A responsável do gabinete do secretário de Estado das Comunidades diz que é importante perceber “que tipo de relação jurídica existe [neste caso], que tipo de contrato, o que ainda não se conseguiu perceber”.

Além da ACT, também o Instituto de Emprego e Formação Profissional, que licencia as empresas de trabalho temporário, foi chamado a averiguar se a Bespoke Recruitment Services International é apenas uma empresa de recrutamento ou uma empresa de trabalho temporário “encapotada de empresa de recrutamento”, disse ainda Cristina Pedroso.

Pagamentos em atraso
O caso foi divulgado pela imprensa a 23 de Julho, após os trabalhadores pedirem ajuda ao consulado português em Manchester por estarem alegadamente sem trabalhar e sem receber. Agora que chegaram ao Portugal continuam a reclamar pagamentos em atraso, mas a empresa de recrutamento afirma que todas as dívidas estão saldadas.

Segundo contaram à Lusa o diretor da empresa que recrutou os trabalhadores em Portugal, Steve Craggs, e alguns trabalhadores concentrados esta semana à porta da empresa, os trabalhadores deveriam ter começado a trabalhar a 19 de Julho. No entanto, por decisão do empreiteiro, o início dos trabalhos foi adiado e aos trabalhadores foi proposta uma redução salarial - em vez de receberem por 12 horas diárias, receberiam apenas seis nos dias em que não houvesse trabalho.

Após rejeitarem essa e uma segunda proposta, de oito horas diárias, os trabalhadores obtiveram a garantia de que seriam pagos pelas 12 horas diárias previamente combinadas, estivessem ou não a trabalhar.

Um grupo de 29 trabalhadores decidiu ainda assim desvincular-se do contrato por considerar que “já havia fricção” com a empresa, segundo contou à Lusa um desses trabalhadores, Paulo Rodrigues.

Com a mediação de duas funcionárias do consulado, os trabalhadores e a empresa que os contratara chegaram a um acordo, segundo o qual receberiam 1142 euros pelos dias em que deveriam ter estado a trabalhar (de 19 a 25 de Julho). Ainda no Reino Unido, receberam 250 libras em dinheiro de bolso para chegarem a casa (os voos foram suportados pela empresa) e no dia 25 partiram.

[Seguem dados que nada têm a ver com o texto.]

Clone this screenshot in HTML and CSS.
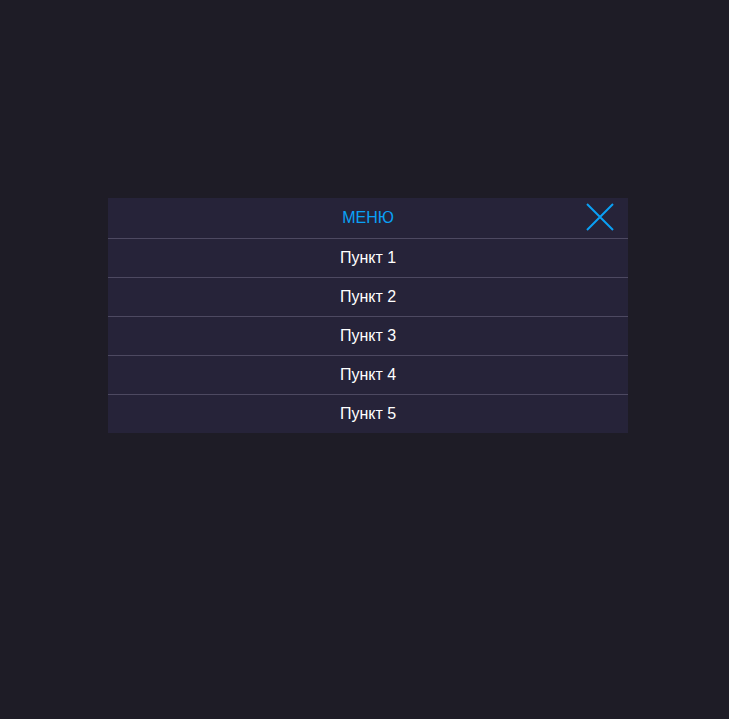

Já em Lisboa, receberam 299,88 euros, pelo que afirmam estar a haver 843 euros. No entanto, a empresa argumenta que aos 1142 euros foram retirados 30% correspondentes aos impostos exigidos no Reino Unido, bem como 100 euros relativos a uma semana de alojamento e o equivalente às 250 libras que, segundo a empresa, era apenas um adiantamento para facilitar o regresso dos trabalhadores. Os trabalhadores contestam estas deduções.

Imprensa critica recrutamento
O adiamento do início da obra e a consequente proposta de redução salarial por parte do empreiteiro terão motivado o protesto dos operários. Também as notícias publicadas na imprensa local, que criticavam a presença de estrangeiros na obra quando a taxa de desemprego na região é de 9,8%, terá motivado o retorno dos portugueses.

Uma notícia publicada a 29 de Julho pelo Birmingham Mail dava conta do mal-estar: “Centenas de trabalhadores estrangeiros trazidos para trabalhar nos túneis da cidade quando o desemprego aumenta”. A notícia acrescentava que cerca de 200 trabalhadores de Portugal e Espanha estavam alojados em residências universitárias enquanto 268 mil residentes da região estavam sem emprego.

A Lusa questionou ainda a empresa sobre a crítica que une os trabalhadores revoltados e a empresa que os recrutou em Portugal. Em conflito aberto e com acusações mútuas, as duas partes concordam pelo menos num ponto: não havia na obra trabalho para tantos homens, o que levou já a empresa a anunciar que vai processar o cliente em Inglaterra por quebra de contrato.

Paulo Rodrigues concorda: “Não dá para perceber o porquê de requisitar 100 homens e depois não haver trabalho nem para dez”, desabafa. Confrontada pela Lusa com estas críticas, a Amey respondeu apenas que os trabalhadores “têm contratos temporários que variam ao longo da duração do projecto devido à natureza mutável dos requisitos”.